• Description of the task
Count every line in the entries that contains "React". Report that count alone.

++++++++

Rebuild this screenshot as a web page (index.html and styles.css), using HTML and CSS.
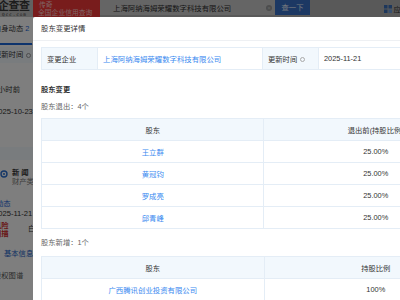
FILE: index.html
```html
<!DOCTYPE html>
<html lang="zh-CN">
<head>
<meta charset="utf-8">
<title>股东变更详情</title>
<link rel="stylesheet" href="styles.css">
</head>
<body>
<div class="page">
  <header class="topbar">
    <div class="logo">
      <div class="logo-main">企查查</div>
      <div class="logo-sub">Qcc.com</div>
    </div>
    <div class="promo">
      <div class="promo-1">传奇</div>
      <div class="promo-2">全国企业信用查询</div>
    </div>
    <div class="search">
      <span class="search-text">上海阿纳海姆荣耀数字科技有限公司</span>
      <span class="clear">×</span>
    </div>
    <div class="search-btn">查一下</div>
    <div class="spacer"></div>
    <div class="app">
      <svg class="app-icon" viewBox="0 0 8 8" width="8" height="8"><rect x="0" y="0" width="3.5" height="3.5" fill="#3b6fb8"/><rect x="4.5" y="0" width="3.5" height="3.5" fill="#3b6fb8"/><rect x="0" y="4.5" width="3.5" height="3.5" fill="#3b6fb8"/><rect x="4.5" y="4.5" width="3.5" height="3.5" fill="#6fa0e0"/></svg>
      <span class="app-text">应用</span>
    </div>
  </header>
  <aside class="side">
    <div class="tab"><span class="tab-label">自身动态 <b>2</b></span></div>
    <div class="side-th">更新时间 <i class="dot"></i></div>
    <div class="side-time">1小时前</div>
    <div class="side-date">2025-10-23</div>
    <div class="side-band"></div>
    <div class="side-news">
      <svg class="news-icon" viewBox="0 0 8 8" width="8" height="8"><circle cx="4" cy="4" r="3" fill="none" stroke="#2b6fd0" stroke-width="1.4"/><circle cx="4" cy="4" r="1" fill="#2b6fd0"/></svg>
      <div class="news-text"><div class="news-title">新 闻</div><div class="news-sub">财产类</div></div>
    </div>
    <div class="side-blue">动态</div>
    <div class="side-date2">2025-11-21</div>
    <div class="side-risk"><div class="risk-red">风险<br>扫描</div><div class="risk-white">白</div></div>
    <div class="side-basic">基本信息</div>
    <div class="side-graph">股权图谱</div>
  </aside>
</div>
<div class="overlay"></div>
<div class="modal">
  <div class="modal-head">股东变更详情</div>
  <div class="modal-body">
    <table class="info">
      <tr>
        <td class="lbl lbl-1">变更企业</td>
        <td class="val val-1"><span class="link">上海阿纳海姆荣耀数字科技有限公司</span></td>
        <td class="lbl lbl-2">更新时间 <i class="q"></i></td>
        <td class="val">2025-11-21</td>
      </tr>
    </table>
    <div class="sec-title">股东变更</div>
    <div class="sub-title">股东退出：4个</div>
    <table class="grid">
      <thead><tr><th class="c1">股东</th><th class="c2">退出前(持股比例)</th></tr></thead>
      <tbody>
        <tr><td><span class="link">王立群</span></td><td>25.00%</td></tr>
        <tr><td><span class="link">黄冠钧</span></td><td>25.00%</td></tr>
        <tr><td><span class="link">罗成亮</span></td><td>25.00%</td></tr>
        <tr><td><span class="link">邱青峰</span></td><td>25.00%</td></tr>
      </tbody>
    </table>
    <div class="sub-title sub-2">股东新增：1个</div>
    <table class="grid grid-2">
      <thead><tr><th class="c1">股东</th><th class="c2">持股比例</th></tr></thead>
      <tbody>
        <tr><td><span class="link">广西腾讯创业投资有限公司</span></td><td>100%</td></tr>
      </tbody>
    </table>
  </div>
</div>
</body>
</html>
```
FILE: styles.css
```css
* { box-sizing: border-box; }
html, body { margin: 0; padding: 0; }
body {
  width: 400px;
  height: 300px;
  overflow: hidden;
  background: #fff;
  font-family: "Liberation Sans", "Noto Sans CJK SC", sans-serif;
  font-size: 7.3px;
  color: #333;
  position: relative;
}

/* ---------- background page ---------- */
.page { width: 400px; height: 300px; background: #fcfcfc; }
.topbar {
  display: flex;
  align-items: flex-start;
  height: 17px;
  background: #b2b2b2;
}
.logo { width: 33px; height: 17px; overflow: hidden; background: #c2c2c2; }
.logo-main {
  margin-left: -2px;
  font-size: 11px;
  line-height: 12px;
  font-weight: bold;
  color: #3a3a3a;
  letter-spacing: -0.5px;
  white-space: nowrap;
}
.logo-sub {
  font-family: "DejaVu Sans Mono", monospace;
  font-size: 4.4px;
  line-height: 5px;
  letter-spacing: 0.9px;
  color: #333;
  padding-left: 2px;
  white-space: nowrap;
}
.promo {
  width: 67px;
  height: 17px;
  background: #f03838;
  color: #ffc8c8;
  padding: 1px 0 0 6px;
  font-size: 6.8px;
  line-height: 8px;
  white-space: nowrap;
}
.promo-2 { margin-left: -1px; }
.search {
  width: 175px;
  height: 15px;
  background: #cacaca;
  display: flex;
  align-items: center;
  padding-left: 13px;
  padding-right: 3px;
}
.search-text { flex: 1; font-size: 7.4px; color: #2e2e2e; white-space: nowrap; }
.clear {
  width: 6px; height: 6px; border-radius: 50%;
  background: #9a9a9a; color: #cacaca;
  font-size: 6px; line-height: 6px; text-align: center;
}
.search-btn {
  width: 35px;
  height: 15px;
  background: #3870c6;
  color: #e6eefa;
  font-size: 7.3px;
  line-height: 15px;
  text-align: center;
}
.spacer { flex: 1; }
.app { display: flex; align-items: center; gap: 1px; height: 17px; margin-right: -8px; }
.app-icon { display: block; }
.app-text { font-size: 7.3px; color: #333; }

.side { width: 120px; margin-left: -6px; }
.tab {
  height: 28px;
  border-bottom: 1px solid #dde5ee;
  padding-top: 7px;
}
.tab-label {
  display: inline-block;
  height: 21px;
  border-bottom: 2px solid #1a66d8;
  padding-right: 3px;
  line-height: 10px;
  font-size: 7.3px;
  color: #333;
}
.tab-label b { color: #1a66d8; font-weight: normal; }
.side-th {
  margin-top: 2px;
  height: 16px;
  background: #f3f8fd;
  line-height: 16px;
  white-space: nowrap;
}
.dot {
  display: inline-block; width: 5px; height: 5px; border-radius: 50%;
  border: 0.8px solid #999; vertical-align: -0.5px; margin-left: 1px;
}
.side-time { margin-top: 22px; line-height: 10px; }
.side-date { margin-top: 12px; line-height: 10px; font-size: 7.6px; }
.side-band { margin-top: 30px; height: 13px; background: #f3f8fd; }
.side-news { display: flex; gap: 4px; margin-top: 8px; padding-left: 6px; }
.news-icon { margin-top: 2px; }
.news-title { line-height: 9px; font-weight: bold; }
.news-sub { line-height: 9px; color: #777; }
.side-blue { margin-top: 13px; padding-left: 2px; color: #1a66d8; line-height: 9px; }
.side-date2 { margin-top: 1px; line-height: 10px; font-size: 7.6px; }
.side-risk { display: flex; margin-top: 3px; }
.risk-red { color: #d02a2a; line-height: 8px; font-weight: bold; width: 34px; }
.risk-white { line-height: 10px; color: #333; padding-top: 2px; }
.side-basic { margin-top: 11px; padding-left: 10px; color: #1a5fc8; line-height: 10px; }
.side-graph { margin-top: 12px; line-height: 10px; color: #555; }

/* ---------- overlay + modal ---------- */
.overlay {
  position: absolute;
  inset: 0;
  background: rgba(0, 0, 0, 0.5);
}
.modal {
  position: absolute;
  left: 33px;
  top: 17px;
  width: 463px;
  height: 320px;
  background: #fff;
  border-radius: 2px;
}
.modal-head {
  height: 24px;
  line-height: 23px;
  padding-left: 8px;
  border-bottom: 1px solid #eef0f3;
  font-size: 7.4px;
  color: #333;
}
.modal-body { padding: 6px 8px 0; }

table { border-collapse: separate; border-spacing: 0; }
.info {
  width: 447px;
  border-top: 1px solid #e4edf6;
  border-left: 1px solid #e4edf6;
}
.info td {
  height: 22px;
  padding: 0 5px;
  border-right: 1px solid #e4edf6;
  border-bottom: 1px solid #e4edf6;
  white-space: nowrap;
  font-size: 7.3px;
}
.info .lbl { background: #f2f8fd; color: #333; }
.lbl-1 { width: 56px; }
.val-1 { width: 165px; padding-left: 3px; }
.lbl-2 { width: 56px; }
.info .val { font-size: 7.4px; }
.q {
  display: inline-block; width: 5px; height: 5px; border-radius: 50%;
  border: 0.7px solid #aaa; vertical-align: -0.5px; margin-left: 1px;
}
.link { color: #3a8af0; }

.sec-title {
  margin-top: 14px;
  line-height: 12px;
  font-weight: bold;
  color: #333;
}
.sub-title {
  margin-top: 5px;
  line-height: 12px;
  color: #666;
}
.sub-2 { margin-top: 8px; }

.grid {
  margin-top: 5px;
  width: 447px;
  border-top: 1px solid #e4edf6;
  border-left: 1px solid #e4edf6;
}
.grid-2 { margin-top: 7px; }
.grid th, .grid td {
  height: 22px;
  padding: 0;
  text-align: center;
  border-right: 1px solid #e4edf6;
  border-bottom: 1px solid #e4edf6;
  font-size: 7.3px;
  font-weight: normal;
  white-space: nowrap;
}
.grid th { background: #f2f8fd; color: #333; }
.grid .c1 { width: 223px; }
.grid .c2 { width: 224px; }
.grid td { font-size: 7.4px; }
```
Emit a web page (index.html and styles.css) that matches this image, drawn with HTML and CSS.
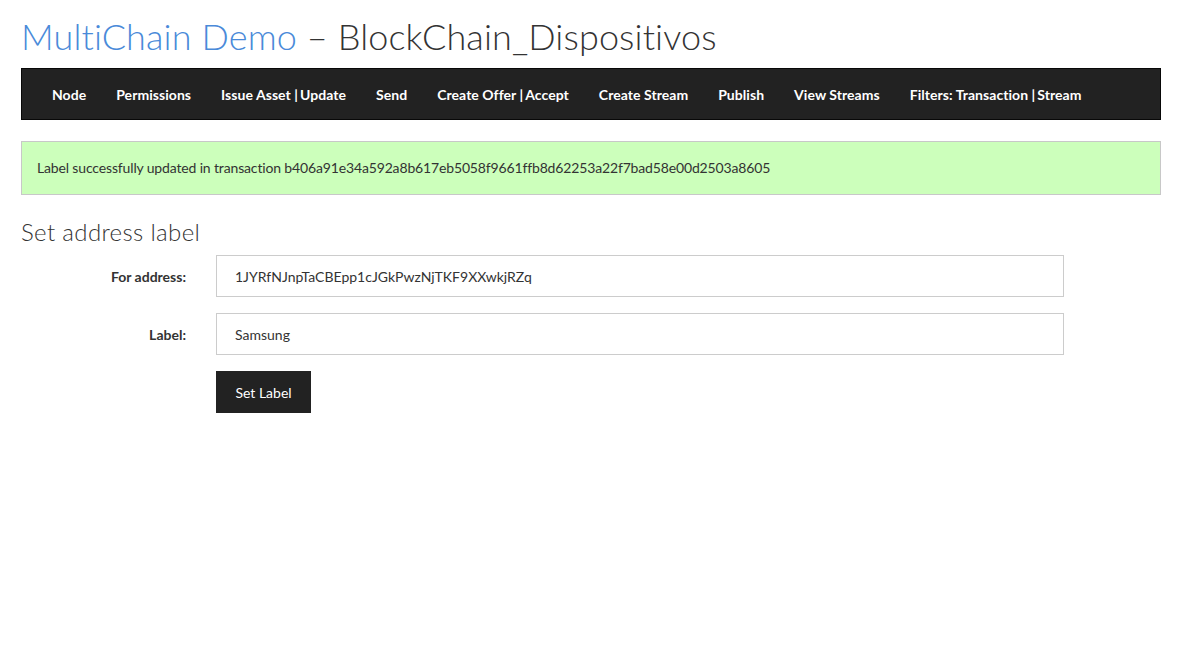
FILE: index.html
```html
<!DOCTYPE html>
<html>
<head>
<meta charset="utf-8">
<link rel="stylesheet" href="styles.css">
</head>
<body>
<div class="container">
  <h1 class="title"><a class="brand" href="#">MultiChain Demo</a> – BlockChain_Dispositivos</h1>
  <nav class="navbar">
    <ul class="nav">
      <li><a href="#">Node</a></li>
      <li><a href="#">Permissions</a></li>
      <li><a href="#">Issue Asset</a><span class="sep"> |</span><a href="#">Update</a></li>
      <li><a href="#">Send</a></li>
      <li><a href="#">Create Offer</a><span class="sep"> |</span><a href="#">Accept</a></li>
      <li><a href="#">Create Stream</a></li>
      <li><a href="#">Publish</a></li>
      <li><a href="#">View Streams</a></li>
      <li><a href="#">Filters: Transaction</a><span class="sep"> |</span><a href="#">Stream</a></li>
    </ul>
  </nav>
  <div class="alert">Label successfully updated in transaction b406a91e34a592a8b617eb5058f9661ffb8d62253a22f7bad58e00d2503a8605</div>
  <h3 class="section-title">Set address label</h3>
  <form class="form">
    <div class="form-row">
      <label class="form-label">For address:</label>
      <div class="form-field"><input class="input" type="text" value="1JYRfNJnpTaCBEpp1cJGkPwzNjTKF9XXwkjRZq"></div>
    </div>
    <div class="form-row">
      <label class="form-label">Label:</label>
      <div class="form-field"><input class="input" type="text" value="Samsung"></div>
    </div>
    <div class="form-row">
      <div class="form-label"></div>
      <div class="form-field"><button class="btn" type="button">Set Label</button></div>
    </div>
  </form>
</div>
</body>
</html>
```

FILE: styles.css
```css
* { box-sizing: border-box; }
html, body { margin: 0; padding: 0; background: #fff; }
body {
  font-family: "Lato", "Open Sans", sans-serif;
  font-size: 14px;
  color: #333;
}
.container {
  width: 1140px;
  margin: 0 0 0 21px;
  padding: 0;
}
.title {
  margin: 0;
  padding-top: 16px;
  height: 68px;
  font-size: 36px;
  font-weight: 300;
  line-height: 40px;
  color: #333;
  letter-spacing: 0.12px;
}
.brand { color: #4a8ad9; text-decoration: none; }
.navbar {
  background: #222;
  border: 1px solid #080808;
  height: 52px;
  display: flex;
  align-items: center;
  padding: 0 15px;
}
.nav {
  list-style: none;
  margin: 0;
  padding: 0;
  display: flex;
}
.nav li { padding: 0 15px; color: #fff; font-weight: 700; white-space: nowrap; letter-spacing: 0.05px; }
.nav a { color: #fff; text-decoration: none; }
.sep { color: #fff; margin-right: 2px; }
.alert {
  margin-top: 21px;
  background: #ccffbb;
  border: 1px solid #c8c8c8;
  padding: 16px 15px;
  line-height: 20px;
  color: #333;
  letter-spacing: -0.15px;
}
.section-title {
  margin: 22px 0 8px 0;
  font-size: 24px;
  font-weight: 300;
  line-height: 30px;
  letter-spacing: 0.35px;
}
.form { margin-left: -15px; }
.form-row {
  display: flex;
  align-items: center;
  margin-bottom: 16px;
}
.form-label {
  width: 195px;
  padding: 0 15px;
  text-align: right;
  font-weight: 700;
}
.form-field { width: 878px; padding: 0 15px; }
.input {
  display: block;
  width: 848px;
  height: 42px;
  border: 1px solid #ccc;
  padding: 0 18px;
  font-family: inherit;
  font-size: 14px;
  color: #333;
  background: #fff;
}
.btn {
  display: block;
  background: #222;
  color: #fff;
  border: none;
  height: 42px;
  width: 95px;
  padding: 0;
  text-align: center;
  font-family: inherit;
  font-size: 14px;
}
```
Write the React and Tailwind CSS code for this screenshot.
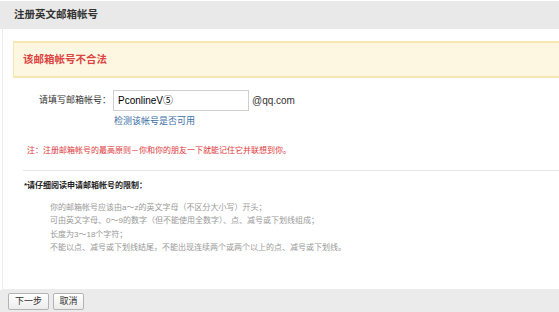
import React from 'react';

const rules = [
  '你的邮箱帐号应该由a～z的英文字母（不区分大小写）开头；',
  '可由英文字母、0～9的数字（但不能使用全数字）、点、减号或下划线组成；',
  '长度为3～18个字符；',
  '不能以点、减号或下划线结尾，不能出现连续两个或两个以上的点、减号或下划线。'
];

const Button = ({ children, width }) => (
  <button
    className={`${width} h-[17px] border border-[#b3b3b3] rounded-[2px] bg-gradient-to-b from-white to-[#ececec] text-[9px] text-[#333] leading-none`}
  >
    {children}
  </button>
);

export default function App() {
  return (
    <div className="w-[559px] h-[312px] bg-white flex flex-col overflow-hidden font-['Liberation_Sans','Noto_Sans_CJK_SC',sans-serif]">
      {/* Header */}
      <div className="h-px bg-white" />
      <div className="h-[28px] bg-[#e9e9e9] flex items-center pl-[14px] text-[10.5px] font-bold text-[#333]">
        注册英文邮箱帐号
      </div>

      {/* Body */}
      <div className="flex-1 ml-[2px] border-l border-b border-[#ececec] pl-[10px] pt-[12px]">
        <div className="h-[37px] bg-[#fdf7e1] border-l border-y-2 border-[#f7e5b2] flex items-center pl-[9px] text-[10.5px] font-semibold text-[#dc4444]">
          该邮箱帐号不合法
        </div>

        {/* Account row */}
        <div className="mt-[12px] flex items-center pl-[26px]">
          <span className="text-[9px] text-[#333] w-[74px]">请填写邮箱帐号：</span>
          <div className="w-[136px] h-[21px] border border-[#cfcfcf] flex items-center pl-[4px] text-[10px] text-black">
            PconlineV⑤
          </div>
          <span className="ml-[3px] text-[10px] text-[#333]">@qq.com</span>
        </div>
        <div className="mt-[4px] pl-[101px] text-[9px] leading-[12px] text-[#3b6ea6]">检测该帐号是否可用</div>

        <div className="mt-[18px] pl-[14px] text-[8px] leading-[11px] text-[#e0383c]">
          注：注册邮箱帐号的最高原则－你和你的朋友一下就能记住它并联想到你。
        </div>

        <div className="mt-[14px] ml-[10px] border-t border-[#e6e6e6]" />

        <div className="mt-[9px] ml-[11px] text-[8px] leading-[11px] font-bold text-[#222]">
          *请仔细阅读申请邮箱帐号的限制：
        </div>
        <div className="mt-[10px] ml-[37px] text-[8px] leading-[13.3px] text-[#999]">
          {rules.map((r) => (
            <div key={r}>{r}</div>
          ))}
        </div>
      </div>

      {/* Footer */}
      <div className="h-[22px] bg-[#ebebeb] flex items-start gap-[4px] pl-[8px] pt-[3px]">
        <Button width="w-[41px]">下一步</Button>
        <Button width="w-[31px]">取消</Button>
      </div>
    </div>
  );
}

++++++++

• Response to the task
2